INFORMATION SHOWN -
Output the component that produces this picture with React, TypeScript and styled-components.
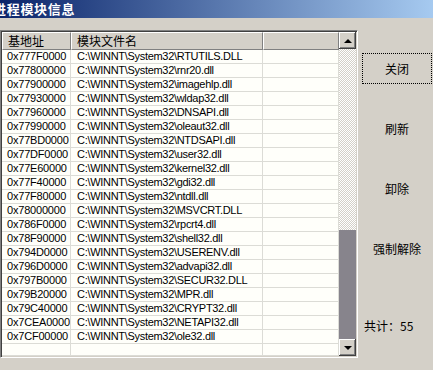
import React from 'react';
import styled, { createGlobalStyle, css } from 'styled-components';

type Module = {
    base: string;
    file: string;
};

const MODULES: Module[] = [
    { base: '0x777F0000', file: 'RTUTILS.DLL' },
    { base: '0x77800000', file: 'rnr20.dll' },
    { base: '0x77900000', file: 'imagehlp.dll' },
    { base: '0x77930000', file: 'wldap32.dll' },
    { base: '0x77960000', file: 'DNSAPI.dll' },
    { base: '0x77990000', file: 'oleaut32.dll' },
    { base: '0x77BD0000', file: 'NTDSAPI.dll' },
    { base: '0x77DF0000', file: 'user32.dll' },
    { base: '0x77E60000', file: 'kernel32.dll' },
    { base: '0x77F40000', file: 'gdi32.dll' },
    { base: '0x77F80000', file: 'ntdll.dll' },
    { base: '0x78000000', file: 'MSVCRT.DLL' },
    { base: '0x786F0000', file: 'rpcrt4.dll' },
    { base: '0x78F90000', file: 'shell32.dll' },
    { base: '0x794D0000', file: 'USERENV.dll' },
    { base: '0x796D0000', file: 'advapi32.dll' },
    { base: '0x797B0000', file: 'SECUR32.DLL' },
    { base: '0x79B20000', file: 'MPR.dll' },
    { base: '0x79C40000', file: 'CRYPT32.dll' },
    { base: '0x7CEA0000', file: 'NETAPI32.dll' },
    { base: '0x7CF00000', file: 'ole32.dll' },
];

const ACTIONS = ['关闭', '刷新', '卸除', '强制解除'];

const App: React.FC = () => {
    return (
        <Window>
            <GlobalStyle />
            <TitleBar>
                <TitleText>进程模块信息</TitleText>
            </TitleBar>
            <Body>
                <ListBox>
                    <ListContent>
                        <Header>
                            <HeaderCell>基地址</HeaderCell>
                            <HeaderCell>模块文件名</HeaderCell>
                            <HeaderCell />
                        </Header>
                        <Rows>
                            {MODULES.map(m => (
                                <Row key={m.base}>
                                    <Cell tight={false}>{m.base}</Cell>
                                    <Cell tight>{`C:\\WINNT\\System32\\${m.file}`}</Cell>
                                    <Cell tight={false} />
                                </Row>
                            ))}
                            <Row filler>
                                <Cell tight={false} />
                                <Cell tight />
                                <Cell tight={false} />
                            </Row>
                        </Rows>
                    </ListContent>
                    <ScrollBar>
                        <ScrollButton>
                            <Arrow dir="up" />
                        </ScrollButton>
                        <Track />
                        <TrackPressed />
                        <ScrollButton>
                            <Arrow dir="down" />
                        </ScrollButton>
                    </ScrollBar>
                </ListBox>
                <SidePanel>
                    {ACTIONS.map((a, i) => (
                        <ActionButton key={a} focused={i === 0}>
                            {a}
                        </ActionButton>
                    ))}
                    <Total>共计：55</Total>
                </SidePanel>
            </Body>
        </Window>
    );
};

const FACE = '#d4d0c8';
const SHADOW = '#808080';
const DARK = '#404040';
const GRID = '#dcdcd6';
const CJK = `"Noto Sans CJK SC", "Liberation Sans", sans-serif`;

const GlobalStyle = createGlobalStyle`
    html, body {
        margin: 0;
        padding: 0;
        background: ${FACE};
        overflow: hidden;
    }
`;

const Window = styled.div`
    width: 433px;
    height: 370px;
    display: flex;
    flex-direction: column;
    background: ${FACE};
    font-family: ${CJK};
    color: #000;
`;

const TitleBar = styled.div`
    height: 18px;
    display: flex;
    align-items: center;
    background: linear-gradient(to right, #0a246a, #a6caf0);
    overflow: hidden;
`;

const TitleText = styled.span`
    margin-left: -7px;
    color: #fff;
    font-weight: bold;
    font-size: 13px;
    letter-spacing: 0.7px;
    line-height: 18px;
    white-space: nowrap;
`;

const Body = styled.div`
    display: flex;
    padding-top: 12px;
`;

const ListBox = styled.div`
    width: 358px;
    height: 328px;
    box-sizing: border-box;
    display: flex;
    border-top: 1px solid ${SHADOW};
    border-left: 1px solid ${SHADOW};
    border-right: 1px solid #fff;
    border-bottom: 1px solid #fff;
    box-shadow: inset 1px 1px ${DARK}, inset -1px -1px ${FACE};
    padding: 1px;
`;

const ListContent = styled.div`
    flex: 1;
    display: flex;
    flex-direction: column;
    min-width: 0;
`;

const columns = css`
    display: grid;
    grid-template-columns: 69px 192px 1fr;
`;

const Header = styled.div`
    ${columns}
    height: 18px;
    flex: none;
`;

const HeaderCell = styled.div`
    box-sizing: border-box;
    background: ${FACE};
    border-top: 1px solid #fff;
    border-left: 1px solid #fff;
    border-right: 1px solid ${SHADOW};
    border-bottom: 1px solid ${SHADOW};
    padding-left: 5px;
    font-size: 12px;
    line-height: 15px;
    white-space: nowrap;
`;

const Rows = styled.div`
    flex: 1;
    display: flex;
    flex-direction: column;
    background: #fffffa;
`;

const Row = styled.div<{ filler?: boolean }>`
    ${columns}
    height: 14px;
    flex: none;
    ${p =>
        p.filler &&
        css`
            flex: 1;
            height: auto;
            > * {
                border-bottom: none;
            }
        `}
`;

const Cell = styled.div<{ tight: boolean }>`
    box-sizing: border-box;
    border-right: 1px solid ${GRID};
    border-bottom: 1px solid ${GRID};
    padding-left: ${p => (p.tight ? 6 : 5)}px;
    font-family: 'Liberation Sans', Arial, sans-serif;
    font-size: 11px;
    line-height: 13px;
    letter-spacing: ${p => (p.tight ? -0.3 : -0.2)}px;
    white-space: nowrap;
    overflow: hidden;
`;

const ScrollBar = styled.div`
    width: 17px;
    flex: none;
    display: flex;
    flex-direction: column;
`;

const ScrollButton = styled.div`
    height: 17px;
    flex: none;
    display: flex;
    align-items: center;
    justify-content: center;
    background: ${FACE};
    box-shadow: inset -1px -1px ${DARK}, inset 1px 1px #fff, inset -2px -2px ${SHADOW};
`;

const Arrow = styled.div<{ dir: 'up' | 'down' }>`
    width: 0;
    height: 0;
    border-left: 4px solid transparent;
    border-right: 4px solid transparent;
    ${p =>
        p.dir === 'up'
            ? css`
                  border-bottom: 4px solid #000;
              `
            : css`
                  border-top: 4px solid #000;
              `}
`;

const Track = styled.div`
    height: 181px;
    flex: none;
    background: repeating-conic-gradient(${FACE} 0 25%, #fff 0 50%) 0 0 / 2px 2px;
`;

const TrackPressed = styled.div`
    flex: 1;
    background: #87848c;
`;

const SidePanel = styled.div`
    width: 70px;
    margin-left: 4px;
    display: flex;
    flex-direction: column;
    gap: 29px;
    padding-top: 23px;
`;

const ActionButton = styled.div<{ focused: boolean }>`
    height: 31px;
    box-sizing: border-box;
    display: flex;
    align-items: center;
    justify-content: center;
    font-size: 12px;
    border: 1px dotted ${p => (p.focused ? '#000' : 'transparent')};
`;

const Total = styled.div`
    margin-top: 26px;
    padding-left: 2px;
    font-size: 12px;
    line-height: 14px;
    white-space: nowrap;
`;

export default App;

GIVEN PROBLEM - Write out again every line above exactly as given; the pictures do not belong in the copy.

RESPONSE -
Output the component that produces this picture with React, TypeScript and styled-components.
import React from 'react';
import styled, { createGlobalStyle, css } from 'styled-components';

type Module = {
    base: string;
    file: string;
};

const MODULES: Module[] = [
    { base: '0x777F0000', file: 'RTUTILS.DLL' },
    { base: '0x77800000', file: 'rnr20.dll' },
    { base: '0x77900000', file: 'imagehlp.dll' },
    { base: '0x77930000', file: 'wldap32.dll' },
    { base: '0x77960000', file: 'DNSAPI.dll' },
    { base: '0x77990000', file: 'oleaut32.dll' },
    { base: '0x77BD0000', file: 'NTDSAPI.dll' },
    { base: '0x77DF0000', file: 'user32.dll' },
    { base: '0x77E60000', file: 'kernel32.dll' },
    { base: '0x77F40000', file: 'gdi32.dll' },
    { base: '0x77F80000', file: 'ntdll.dll' },
    { base: '0x78000000', file: 'MSVCRT.DLL' },
    { base: '0x786F0000', file: 'rpcrt4.dll' },
    { base: '0x78F90000', file: 'shell32.dll' },
    { base: '0x794D0000', file: 'USERENV.dll' },
    { base: '0x796D0000', file: 'advapi32.dll' },
    { base: '0x797B0000', file: 'SECUR32.DLL' },
    { base: '0x79B20000', file: 'MPR.dll' },
    { base: '0x79C40000', file: 'CRYPT32.dll' },
    { base: '0x7CEA0000', file: 'NETAPI32.dll' },
    { base: '0x7CF00000', file: 'ole32.dll' },
];

const ACTIONS = ['关闭', '刷新', '卸除', '强制解除'];

const App: React.FC = () => {
    return (
        <Window>
            <GlobalStyle />
            <TitleBar>
                <TitleText>进程模块信息</TitleText>
            </TitleBar>
            <Body>
                <ListBox>
                    <ListContent>
                        <Header>
                            <HeaderCell>基地址</HeaderCell>
                            <HeaderCell>模块文件名</HeaderCell>
                            <HeaderCell />
                        </Header>
                        <Rows>
                            {MODULES.map(m => (
                                <Row key={m.base}>
                                    <Cell tight={false}>{m.base}</Cell>
                                    <Cell tight>{`C:\\WINNT\\System32\\${m.file}`}</Cell>
                                    <Cell tight={false} />
                                </Row>
                            ))}
                            <Row filler>
                                <Cell tight={false} />
                                <Cell tight />
                                <Cell tight={false} />
                            </Row>
                        </Rows>
                    </ListContent>
                    <ScrollBar>
                        <ScrollButton>
                            <Arrow dir="up" />
                        </ScrollButton>
                        <Track />
                        <TrackPressed />
                        <ScrollButton>
                            <Arrow dir="down" />
                        </ScrollButton>
                    </ScrollBar>
                </ListBox>
                <SidePanel>
                    {ACTIONS.map((a, i) => (
                        <ActionButton key={a} focused={i === 0}>
                            {a}
                        </ActionButton>
                    ))}
                    <Total>共计：55</Total>
                </SidePanel>
            </Body>
        </Window>
    );
};

const FACE = '#d4d0c8';
const SHADOW = '#808080';
const DARK = '#404040';
const GRID = '#dcdcd6';
const CJK = `"Noto Sans CJK SC", "Liberation Sans", sans-serif`;

const GlobalStyle = createGlobalStyle`
    html, body {
        margin: 0;
        padding: 0;
        background: ${FACE};
        overflow: hidden;
    }
`;

const Window = styled.div`
    width: 433px;
    height: 370px;
    display: flex;
    flex-direction: column;
    background: ${FACE};
    font-family: ${CJK};
    color: #000;
`;

const TitleBar = styled.div`
    height: 18px;
    display: flex;
    align-items: center;
    background: linear-gradient(to right, #0a246a, #a6caf0);
    overflow: hidden;
`;

const TitleText = styled.span`
    margin-left: -7px;
    color: #fff;
    font-weight: bold;
    font-size: 13px;
    letter-spacing: 0.7px;
    line-height: 18px;
    white-space: nowrap;
`;

const Body = styled.div`
    display: flex;
    padding-top: 12px;
`;

const ListBox = styled.div`
    width: 358px;
    height: 328px;
    box-sizing: border-box;
    display: flex;
    border-top: 1px solid ${SHADOW};
    border-left: 1px solid ${SHADOW};
    border-right: 1px solid #fff;
    border-bottom: 1px solid #fff;
    box-shadow: inset 1px 1px ${DARK}, inset -1px -1px ${FACE};
    padding: 1px;
`;

const ListContent = styled.div`
    flex: 1;
    display: flex;
    flex-direction: column;
    min-width: 0;
`;

const columns = css`
    display: grid;
    grid-template-columns: 69px 192px 1fr;
`;

const Header = styled.div`
    ${columns}
    height: 18px;
    flex: none;
`;

const HeaderCell = styled.div`
    box-sizing: border-box;
    background: ${FACE};
    border-top: 1px solid #fff;
    border-left: 1px solid #fff;
    border-right: 1px solid ${SHADOW};
    border-bottom: 1px solid ${SHADOW};
    padding-left: 5px;
    font-size: 12px;
    line-height: 15px;
    white-space: nowrap;
`;

const Rows = styled.div`
    flex: 1;
    display: flex;
    flex-direction: column;
    background: #fffffa;
`;

const Row = styled.div<{ filler?: boolean }>`
    ${columns}
    height: 14px;
    flex: none;
    ${p =>
        p.filler &&
        css`
            flex: 1;
            height: auto;
            > * {
                border-bottom: none;
            }
        `}
`;

const Cell = styled.div<{ tight: boolean }>`
    box-sizing: border-box;
    border-right: 1px solid ${GRID};
    border-bottom: 1px solid ${GRID};
    padding-left: ${p => (p.tight ? 6 : 5)}px;
    font-family: 'Liberation Sans', Arial, sans-serif;
    font-size: 11px;
    line-height: 13px;
    letter-spacing: ${p => (p.tight ? -0.3 : -0.2)}px;
    white-space: nowrap;
    overflow: hidden;
`;

const ScrollBar = styled.div`
    width: 17px;
    flex: none;
    display: flex;
    flex-direction: column;
`;

const ScrollButton = styled.div`
    height: 17px;
    flex: none;
    display: flex;
    align-items: center;
    justify-content: center;
    background: ${FACE};
    box-shadow: inset -1px -1px ${DARK}, inset 1px 1px #fff, inset -2px -2px ${SHADOW};
`;

const Arrow = styled.div<{ dir: 'up' | 'down' }>`
    width: 0;
    height: 0;
    border-left: 4px solid transparent;
    border-right: 4px solid transparent;
    ${p =>
        p.dir === 'up'
            ? css`
                  border-bottom: 4px solid #000;
              `
            : css`
                  border-top: 4px solid #000;
              `}
`;

const Track = styled.div`
    height: 181px;
    flex: none;
    background: repeating-conic-gradient(${FACE} 0 25%, #fff 0 50%) 0 0 / 2px 2px;
`;

const TrackPressed = styled.div`
    flex: 1;
    background: #87848c;
`;

const SidePanel = styled.div`
    width: 70px;
    margin-left: 4px;
    display: flex;
    flex-direction: column;
    gap: 29px;
    padding-top: 23px;
`;

const ActionButton = styled.div<{ focused: boolean }>`
    height: 31px;
    box-sizing: border-box;
    display: flex;
    align-items: center;
    justify-content: center;
    font-size: 12px;
    border: 1px dotted ${p => (p.focused ? '#000' : 'transparent')};
`;

const Total = styled.div`
    margin-top: 26px;
    padding-left: 2px;
    font-size: 12px;
    line-height: 14px;
    white-space: nowrap;
`;

export default App;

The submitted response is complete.